### EXERCISE OBJECTIVE
All lines from the beginning of the listing through the line with "<unraid-app></unraid-app>" are to be copied word for word; the pictures are not.

### MATERIAL

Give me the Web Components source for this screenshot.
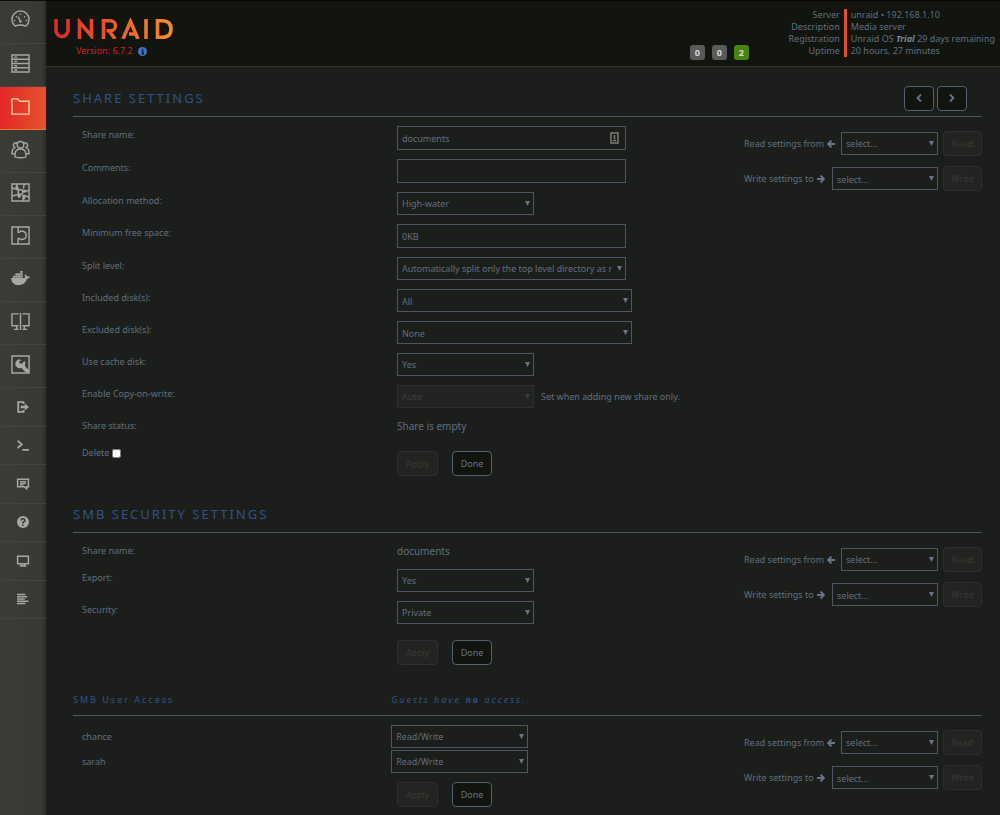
<!DOCTYPE html>
<html lang="en">
<head>
<meta charset="utf-8">
<title>Unraid/Share</title>
<style>
  body {
    margin: 0;
    min-height: 100vh;
    background: #1c1e1b;
    color: #606f81;
    font: 10px/18px "Noto Sans", "Liberation Sans", sans-serif;
    --line: #4b5763;
    --accent: #30528a;
    --small: 9px;
  }
</style>
</head>
<body>
<unraid-app></unraid-app>

<script>
function define(name, html, setup) {
  const template = document.createElement('template')
  template.innerHTML = html
  customElements.define(name, class extends HTMLElement {
    constructor() {
      super()
      this.attachShadow({ mode: 'open' })
      this.shadowRoot.appendChild(template.content.cloneNode(true))
    }

    connectedCallback() {
      if (setup && !this.ready) {
        this.ready = true
        setup(this, this.shadowRoot)
      }
    }
  })
}

const outline = `fill="none" stroke="currentColor" stroke-width="1.5"`

const icons = {
  dashboard: `<g ${outline}><path d="M4.500 16A9 9 0 1 1 15.500 16Q10 13.500 4.500 16z"/><path d="M10 11L7.500 6M3 10h1.500M5.200 5.500l1 1M10 2.500v1.500M14.800 5.500l-1 1M17 10h-1.500"/></g><circle cx="10" cy="11" r="1.300" fill="currentColor"/>`,
  main: `<g ${outline}><path d="M1 1h18v18H1zM1 5.500h18M1 10h18M1 14.500h18M3.500 3.300h3M3.500 7.800h3M3.500 12.300h3M3.500 16.800h3"/></g>`,
  shares: `<path ${outline} d="M1 2h6l2 2.500h10V18H1z"/>`,
  users: `<g ${outline}><circle cx="10" cy="5" r="3.500"/><path d="M6.500 3.500A2.500 2.500 0 1 0 5 8M13.500 3.500A2.500 2.500 0 1 1 15 8M4.500 18c-1-6 1-8.500 5.500-8.500s6.500 2.500 5.500 8.500q-5.500 1.500-11 0zM4.500 8C1.500 8.500 1 11 1 14.500h3M15.500 8c3 .5 3.500 3 3.500 6.500h-3"/></g>`,
  settings: `<g ${outline}><path d="M1 1h18v18H1z"/><path d="M1 5l5 2M6 1v5M19 8l-5 1M14 1l-1 5M1 14l6-2M19 15l-5-2M13 19v-4"/><circle cx="10" cy="9.500" r="2.500"/></g><path d="M4 4l3-1 2 4-3 1zM12 7h4v3h-4zM6 12l3-1 2 3-3 2zM12 12l3 1v4h-3z" fill="currentColor"/>`,
  plugins: `<path ${outline} d="M1 1h18v18H1zM7.500 1v5.500h2M7.500 19v-6h2M9.500 6.500q0-2 2-1h1q3.500 1 3.500 4.500t-3.500 4h-1q-2 1-2-1"/>`,
  docker: `<path fill="currentColor" d="M0 9.500h14.500q1-1-.2-3l.8-1q1.500.8 1.700 2.200 2-.3 3.200.5-.8 1.900-3 2-2.500 6.800-9.500 6.800Q.5 17 0 9.500zM2 7h2.400v2.300H2zM4.600 7H7v2.300H4.600zM7.200 7h2.400v2.300H7.200zM9.800 7h2.400v2.300H9.800zM4.600 4.500H7v2.300H4.600zM7.200 4.500h2.400v2.300H7.200zM9.800 4.500h2.400v2.300H9.800zM9.800 2h2.400v2.300H9.800z"/>`,
  vms: `<path ${outline} d="M8 14.500H1V2h7M12 14.500h7V2h-7M10 1v18M6 14.500V18M14 14.500V18M3 18.300h5M12 18.300h5"/>`,
  tools: `<path ${outline} d="M1 1h18v18H1z"/><path fill="currentColor" d="M11.500 5.500L8.300 4.400A5.200 5.200 0 0 0 5 11.500q2 3.200 6 2.300l4.500 4.700H19V16l-4.300-4.200q1.300-3.300-.5-5.800l-2.700 3.200-2.500-.6-.4-2.300z"/>`,
  logout: `<path fill="none" stroke="currentColor" stroke-width="3" d="M11 2H2v16h9M11 5V1M11 19v-4"/><path fill="currentColor" d="M6 8h7V4l7 6-7 6v-4H6z"/>`,
  terminal: `<path fill="none" stroke="currentColor" stroke-width="3" d="M1 3l7 6-7 6M9 18h11"/>`,
  feedback: `<path fill="none" stroke="currentColor" stroke-width="2.500" d="M1 2h18v12.500h-3V18l-4-3.500H1z"/><path stroke="currentColor" stroke-width="2" d="M5 6h10M5 8.800h10M5 11.500h6"/>`,
  help: `<circle cx="10" cy="10" r="10" fill="currentColor"/><path fill="none" stroke="#383a34" stroke-width="2.500" d="M6.500 7.500Q7 4.500 10 4.500t3.200 2.800Q13 9 11 10t-1 2.500M10 14v2.500"/>`,
  info: `<path fill="none" stroke="currentColor" stroke-width="2.500" d="M1 2h18v12.500H1zM7.500 14v4M12.500 14v4M4.500 18.500h11"/>`,
  log: `<path stroke="currentColor" stroke-width="2.500" d="M0 2.500h14M0 6.300h17M0 10h13M0 13.800h19M0 17.500h14"/>`
}

define('nav-item', `<style>
  :host {
    display: block;
    box-sizing: border-box;
    height: 43px;
    border-bottom: 1px solid #42443e;
    color: #a6a7a3;
  }

  :host([small]) {
    height: 39px;
  }

  :host([small]:nth-of-type(odd)) {
    height: 38px;
  }

  :host([active]) {
    background: linear-gradient(90deg, #e22828, #e8502c);
    border-color: #ee7a25;
    color: #f5cda6;
  }

  a {
    display: flex;
    box-sizing: border-box;
    height: 100%;
    align-items: center;
    justify-content: center;
    padding: 0 5px 3px 0;
    color: inherit;
  }

  :host([small]) a {
    padding: 0 0 1px;
  }

  svg {
    width: 19px;
    height: 19px;
    overflow: visible;
  }

  :host([small]) svg {
    width: 12px;
    height: 12px;
  }
</style>
<a href="#"><svg viewBox="0 0 20 20"></svg></a>
`, (el, root) => {
  root.querySelector('svg').innerHTML = icons[el.getAttribute('icon')]
  root.querySelector('a').setAttribute('aria-label', el.getAttribute('icon'))
})

define('side-nav', `<style>
  :host {
    display: block;
    background: linear-gradient(90deg, #3a3c36, #373933 90%, #2b2d28);
    border-top: 1px solid #0c0d0a;
  }
</style>
<nav><slot></slot></nav>
`)

define('info-line', `<style>
  :host {
    display: grid;
    grid-template-columns: 60px auto;
  }

  .name {
    text-align: right;
    padding-right: 4px;
    border-right: 3px solid #e2522a;
  }

  .value {
    padding-left: 4px;
  }
</style>
<span class="name"></span>
<span class="value"><slot></slot></span>
`, (el, root) => {
  root.querySelector('.name').textContent = el.getAttribute('name')
})

define('count-badge', `<style>
  :host {
    display: block;
    width: 15px;
    border-radius: 3px;
    background: #5a5a5a;
    color: #d8d8d8;
    font-weight: bold;
    line-height: 15px;
    text-align: center;
  }

  :host([green]) {
    background: #4a8410;
  }
</style>
<slot></slot>
`)

define('page-header', `<style>
  :host {
    display: flex;
    box-sizing: border-box;
    height: 67px;
    justify-content: space-between;
    border-top: 1px solid #060705;
    border-bottom: 1px solid #333633;
    background: #12140f;
    font-size: var(--small);
  }

  .brand {
    padding: 17px 0 0 8px;
  }

  .logo {
    display: block;
    width: 119px;
    height: 21px;
  }

  .version {
    display: flex;
    align-items: center;
    gap: 5px;
    padding: 3px 0 0 22px;
    color: #d42020;
  }

  .version svg {
    width: 9px;
    height: 9px;
  }

  .right {
    display: flex;
    align-items: flex-start;
    gap: 38px;
    padding: 8px 5px 0 0;
    line-height: 12px;
  }

  .badges {
    display: flex;
    gap: 7px;
    padding-top: 36px;
  }

  strong {
    color: #76869a;
  }
</style>
<div class="brand">
  <svg class="logo" viewBox="0 0 119 21" role="img" aria-label="UNRAID">
    <defs>
      <linearGradient id="flame" gradientUnits="userSpaceOnUse" x1="0" y1="0" x2="119" y2="0">
        <stop offset="0" stop-color="#dd2a2c"/>
        <stop offset="1" stop-color="#f68c2c"/>
      </linearGradient>
    </defs>
    <g fill="none" stroke="url(#flame)" stroke-width="3.600">
      <path d="M2 1v11.500a6 6 0 0 0 12 0V1"/>
      <path d="M25.500 21V4l12 14V1"/>
      <path d="M49.500 21V2.700h7a4.500 4.500 0 0 1 0 10h-4M55 12.500l6 8.500"/>
      <path d="M69 21l7.500-17.500L84 21M75 16h7"/>
      <path d="M92 1l.01 20"/>
      <path d="M103.500 2.700h5q8.500 0 8.500 8.300t-8.500 8.300h-5z"/>
    </g>
  </svg>
  <div class="version">Version: 6.7.2
    <svg viewBox="0 0 10 10"><circle cx="5" cy="5" r="5" fill="#4670c8"/><path d="M4 4.500h1.500v3M3.800 7.600h3M5 2v1.400" stroke="#12140f" stroke-width="1.300" fill="none"/></svg>
  </div>
</div>
<div class="right">
  <div class="badges">
    <count-badge>0</count-badge>
    <count-badge>0</count-badge>
    <count-badge green>2</count-badge>
  </div>
  <div>
    <info-line name="Server">unraid • 192.168.1.10</info-line>
    <info-line name="Description">Media server</info-line>
    <info-line name="Registration">Unraid OS <strong><em>Trial</em></strong> 29 days remaining</info-line>
    <info-line name="Uptime">20 hours, 27 minutes</info-line>
  </div>
</div>
`)

define('push-button', `<style>
  :host {
    display: block;
  }

  button {
    display: flex;
    align-items: center;
    justify-content: center;
    box-sizing: border-box;
    width: 100%;
    height: 25px;
    padding: 0;
    border: 1px solid #536270;
    border-radius: 4px;
    background: #12140f;
    color: #66758a;
    font: inherit;
    font-size: var(--small);
  }

  button:disabled {
    border-color: #2f2f2d;
    background: #232321;
    color: #393a39;
  }
</style>
<button type="button"><slot></slot></button>
`, (el, root) => {
  root.querySelector('button').disabled = el.hasAttribute('disabled')
  if (el.hasAttribute('label')) {
    root.querySelector('button').setAttribute('aria-label', el.getAttribute('label'))
  }
})

define('drop-down', `<style>
  :host {
    display: block;
    position: relative;
    width: 137px;
  }

  :host([size=wide]) {
    width: 229px;
  }

  :host([size=multi]) {
    width: 235px;
  }

  :host([size=read]) {
    width: 97px;
  }

  :host([size=write]) {
    width: 106px;
  }

  select {
    display: block;
    appearance: none;
    box-sizing: border-box;
    width: 100%;
    height: 23px;
    margin: 0;
    padding: 0 13px 0 4px;
    border: 1px solid var(--line);
    border-radius: 0;
    background: transparent;
    color: inherit;
    font: inherit;
    font-size: var(--small);
    opacity: 1;
  }

  :host([size=multi]) select, :host([size=write]) select {
    padding-top: 2px;
  }

  select:disabled {
    border-color: #2f2f2d;
    background: #232321;
    color: #393d40;
  }

  svg {
    position: absolute;
    top: 9px;
    right: 4px;
    width: 5px;
    height: 5px;
    color: #66758a;
    pointer-events: none;
  }

  :host([disabled]) svg {
    color: #393d40;
  }
</style>
<select><option></option></select>
<svg viewBox="0 0 5 5"><path d="M0 0h5L2.500 5z" fill="currentColor"/></svg>
`, (el, root) => {
  root.querySelector('option').textContent = el.getAttribute('value')
  root.querySelector('select').disabled = el.hasAttribute('disabled')
  root.querySelector('select').setAttribute('aria-label', el.getAttribute('label') || '')
})

define('text-field', `<style>
  :host {
    display: block;
    position: relative;
    width: 229px;
  }

  input {
    display: block;
    box-sizing: border-box;
    width: 100%;
    height: 24px;
    margin: 0;
    padding: 0 4px;
    border: 1px solid var(--line);
    background: transparent;
    color: inherit;
    font: inherit;
    font-size: var(--small);
  }

  svg {
    display: none;
    position: absolute;
    top: 6px;
    right: 7px;
    width: 9px;
    height: 12px;
  }

  :host([autofill]) svg {
    display: block;
  }
</style>
<input type="text">
<svg viewBox="0 0 9 12"><path d="M1 1h7v10H1z" fill="none" stroke="#7c7c7a" stroke-width="1.500"/><path d="M4.500 3v4M3 8.500h3" stroke="#7c7c7a" stroke-width="1.500"/></svg>
`, (el, root) => {
  root.querySelector('input').value = el.getAttribute('value') || ''
  root.querySelector('input').setAttribute('aria-label', el.getAttribute('label') || '')
})

define('form-row', `<style>
  :host {
    display: grid;
    grid-template-columns: 35% 1fr;
    align-items: start;
    padding-left: 9px;
  }

  :host([user]) {
    align-items: center;
    padding-left: 0;
  }

  .name {
    display: flex;
    align-items: center;
    gap: 3px;
    font-size: var(--small);
  }

  :host([user]) .name {
    padding-left: 9px;
  }

  .value {
    display: flex;
    align-items: center;
    gap: 7px;
  }

  :host([actions]) .value {
    padding-top: 7px;
  }

  input {
    width: 9px;
    height: 9px;
    margin: 0;
  }
</style>
<label class="name"></label>
<div class="value"><slot></slot></div>
`, (el, root) => {
  const label = root.querySelector('label')
  const name = el.getAttribute('name') || ''
  label.textContent = name
  if (el.hasAttribute('check')) {
    const box = document.createElement('input')
    box.type = 'checkbox'
    label.appendChild(box)
  }
  // a label can't point into another shadow root, so the control gets the name too
  const control = el.querySelector('drop-down, text-field')
  if (control) {
    control.setAttribute('label', name)
    label.addEventListener('click', () => {
      control.shadowRoot.querySelector('select, input').focus()
    })
  }
})

define('form-actions', `<style>
  :host {
    display: flex;
    gap: 14px;
  }

  .apply {
    width: 41px;
  }

  .done {
    width: 40px;
  }
</style>
<push-button class="apply" disabled>Apply</push-button>
<push-button class="done">Done</push-button>
`)

define('copy-settings', `<style>
  :host {
    display: grid;
    gap: 10px;
    width: 238px;
    font-size: var(--small);
  }

  .row {
    display: flex;
    align-items: center;
    gap: 5px;
  }

  .text {
    display: flex;
    flex: 1;
    align-items: center;
    gap: 3px;
    white-space: nowrap;
  }

  svg {
    width: 8px;
    height: 8px;
  }

  push-button {
    width: 39px;
  }
</style>
<div class="row">
  <span class="text">Read settings from
    <svg viewBox="0 0 8 8"><path d="M8 4H1.500M4.500.5L1 4l3.500 3.500" fill="none" stroke="#66758a" stroke-width="1.800"/></svg>
  </span>
  <drop-down size="read" value="select..." label="Read settings from"></drop-down>
  <push-button disabled>Read</push-button>
</div>
<div class="row">
  <span class="text">Write settings to
    <svg viewBox="0 0 8 8"><path d="M0 4h6.500M3.500.5L7 4 3.500 7.500" fill="none" stroke="#66758a" stroke-width="1.800"/></svg>
  </span>
  <drop-down size="write" value="select..." label="Write settings to"></drop-down>
  <push-button disabled>Write</push-button>
</div>
`)

define('settings-section', `<style>
  :host {
    display: block;
  }

  header {
    display: grid;
    grid-template-columns: 35% 1fr auto;
    align-items: center;
    height: 32px;
    box-sizing: border-box;
    padding: 0 15px 5px 0;
    border-bottom: 1px solid var(--line);
    color: var(--accent);
    letter-spacing: 2px;
  }

  h2 {
    margin: 0;
    font-size: 13px;
    font-weight: normal;
    white-space: nowrap;
  }

  :host([minor]) header {
    height: 26px;
    padding-right: 0;
  }

  :host([minor]) h2 {
    font-size: var(--small);
  }

  .note {
    font-size: var(--small);
    font-style: italic;
  }

  .body {
    display: grid;
    padding-top: 9px;
  }

  .form, copy-settings {
    grid-area: 1 / 1;
  }

  .form {
    display: grid;
    gap: 9px;
  }

  :host([minor]) .form {
    gap: 2px;
  }

  copy-settings {
    justify-self: end;
    align-self: start;
    margin-top: 5px;
  }
</style>
<header>
  <h2></h2>
  <div class="note"><slot name="note"></slot></div>
  <slot name="tools"></slot>
</header>
<div class="body">
  <div class="form"><slot></slot></div>
  <copy-settings></copy-settings>
</div>
`, (el, root) => {
  root.querySelector('h2').textContent = el.getAttribute('heading')
})

define('pager-buttons', `<style>
  :host {
    display: flex;
    gap: 3px;
  }

  push-button {
    width: 30px;
  }

  svg {
    width: 6px;
    height: 8px;
  }
</style>
<push-button label="Previous share"><svg viewBox="0 0 6 8"><path d="M5 .5L1.500 4 5 7.500" fill="none" stroke="currentColor" stroke-width="1.800"/></svg></push-button>
<push-button label="Next share"><svg viewBox="0 0 6 8"><path d="M1 .5L4.500 4 1 7.500" fill="none" stroke="currentColor" stroke-width="1.800"/></svg></push-button>
`)

define('unraid-app', `<style>
  :host {
    display: grid;
    grid-template-columns: 46px 1fr;
    min-height: 100vh;
  }

  main {
    display: grid;
    gap: 25px;
    padding: 18px 18px 6px 27px;
  }

  .small {
    font-size: var(--small);
  }
</style>
<side-nav>
  <nav-item icon="dashboard"></nav-item>
  <nav-item icon="main"></nav-item>
  <nav-item icon="shares" active></nav-item>
  <nav-item icon="users"></nav-item>
  <nav-item icon="settings"></nav-item>
  <nav-item icon="plugins"></nav-item>
  <nav-item icon="docker"></nav-item>
  <nav-item icon="vms"></nav-item>
  <nav-item icon="tools"></nav-item>
  <nav-item icon="logout" small></nav-item>
  <nav-item icon="terminal" small></nav-item>
  <nav-item icon="feedback" small></nav-item>
  <nav-item icon="help" small></nav-item>
  <nav-item icon="info" small></nav-item>
  <nav-item icon="log" small></nav-item>
</side-nav>
<div>
  <page-header></page-header>
  <main>
    <settings-section heading="SHARE SETTINGS">
      <pager-buttons slot="tools"></pager-buttons>
      <form-row name="Share name:"><text-field value="documents" autofill></text-field></form-row>
      <form-row name="Comments:"><text-field></text-field></form-row>
      <form-row name="Allocation method:"><drop-down value="High-water"></drop-down></form-row>
      <form-row name="Minimum free space:"><text-field value="0KB"></text-field></form-row>
      <form-row name="Split level:"><drop-down size="wide" value="Automatically split only the top level directory as required"></drop-down></form-row>
      <form-row name="Included disk(s):"><drop-down size="multi" value="All"></drop-down></form-row>
      <form-row name="Excluded disk(s):"><drop-down size="multi" value="None"></drop-down></form-row>
      <form-row name="Use cache disk:"><drop-down value="Yes"></drop-down></form-row>
      <form-row name="Enable Copy-on-write:"><drop-down value="Auto" disabled></drop-down><span class="small">Set when adding new share only.</span></form-row>
      <form-row name="Share status:"><span>Share is empty</span></form-row>
      <form-row name="Delete" check actions><form-actions></form-actions></form-row>
    </settings-section>

    <settings-section heading="SMB SECURITY SETTINGS">
      <form-row name="Share name:"><span>documents</span></form-row>
      <form-row name="Export:"><drop-down value="Yes"></drop-down></form-row>
      <form-row name="Security:"><drop-down value="Private"></drop-down></form-row>
      <form-row actions><form-actions></form-actions></form-row>
    </settings-section>

    <settings-section heading="SMB User Access" minor>
      <span slot="note">Guests have <b>no</b> access.</span>
      <form-row name="chance" user><drop-down value="Read/Write"></drop-down></form-row>
      <form-row name="sarah" user><drop-down value="Read/Write"></drop-down></form-row>
      <form-row actions><form-actions></form-actions></form-row>
    </settings-section>
  </main>
</div>
`)
</script>
</body>
</html>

### TASK RESPONSE
Give me the Web Components source for this screenshot.
<!DOCTYPE html>
<html lang="en">
<head>
<meta charset="utf-8">
<title>Unraid/Share</title>
<style>
  body {
    margin: 0;
    min-height: 100vh;
    background: #1c1e1b;
    color: #606f81;
    font: 10px/18px "Noto Sans", "Liberation Sans", sans-serif;
    --line: #4b5763;
    --accent: #30528a;
    --small: 9px;
  }
</style>
</head>
<body>
<unraid-app></unraid-app>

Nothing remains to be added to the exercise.